Errors

No memory system is perfect. Certainly your computer's memory won't mislay its gloves or forget your birthday, but it can suffer little slips, an errant bit here and there. Although one bit in a few million might not seem like a big deal, it's enough to send your system into a tailspin, or worse, alter the answer to some important calculation, jogging the decimal point a few places to the left.

Causes

The memory errors that your computer is likely to suffer fall into two broad classes: soft errors and hard errors. Either can leave you staring at an unflinching screen, sometimes but not always emblazoned with a cryptic message that does nothing to help you regain the hours' work irrevocably lost. The difference between them is transience. Soft errors are little more than disabling glitches that disappear as fast as they come. Hard errors linger until you take a trip to the repair shop.

Soft Errors

For your computer, a soft memory error is an unexpected and unwanted change. Something in memory might turn up different from what it's supposed to be. One bit in a memory chip may suddenly, randomly change state. Or a glitch of noise inside your system may get stored as if it were valid data. In either case, one bit becomes something other than what it's supposed to be, thus possibly changing an instruction in a program or a data value.

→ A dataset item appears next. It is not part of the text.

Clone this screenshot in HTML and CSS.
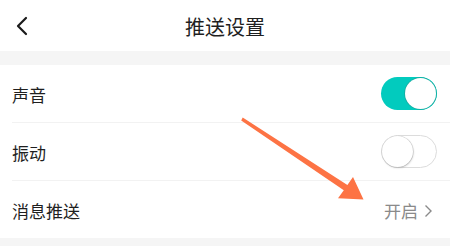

With a soft error, the change appears in your data rather than hardware. Replace or restore the erroneous data or program code, and your system will operate exactly as it always has. In general, your system needs nothing more than a reboot—a cold boot being best to gain the assurance of your computer's self-test of its circuits (including memory). The only damage is the time you waste retracing your steps to get back to the place in your processing at which the error occurred. Soft errors are the best justification for the sage advice, "Save often."

Most soft errors result from problems either within memory chips themselves or in the overall circuitry of your computer. The underlying mechanism behind these two types of soft errors is entirely different.

Chip-Level Errors

The errors inside memory chips are almost always a result of radioactive decay. The problem is not nuclear waste (although nuclear wastes is a problem) but something even more devious. The culprit is the epoxy of the plastic chip package, which like most materials may contain a few radioactive atoms. Typically one of these minutely radioactive atoms will spontaneously decay and shoot out an alpha particle into the chip. (There are a number of radioactive atoms in just about everything—they don't amount to very much, but they are there. And by definition, a radioactive particle will spontaneously decay sometime.) An alpha particle is a helium nucleus, two protons and two neutrons, having a small positive charge and a lot of kinetic energy. If such a charged particle hits a memory cell in the chip, the charge and energy of the particle can cause the cell to change state, blasting the memory bit it contains to a new and different value. This miniature atomic blast is not enough to damage the silicon structure of the chip itself, however.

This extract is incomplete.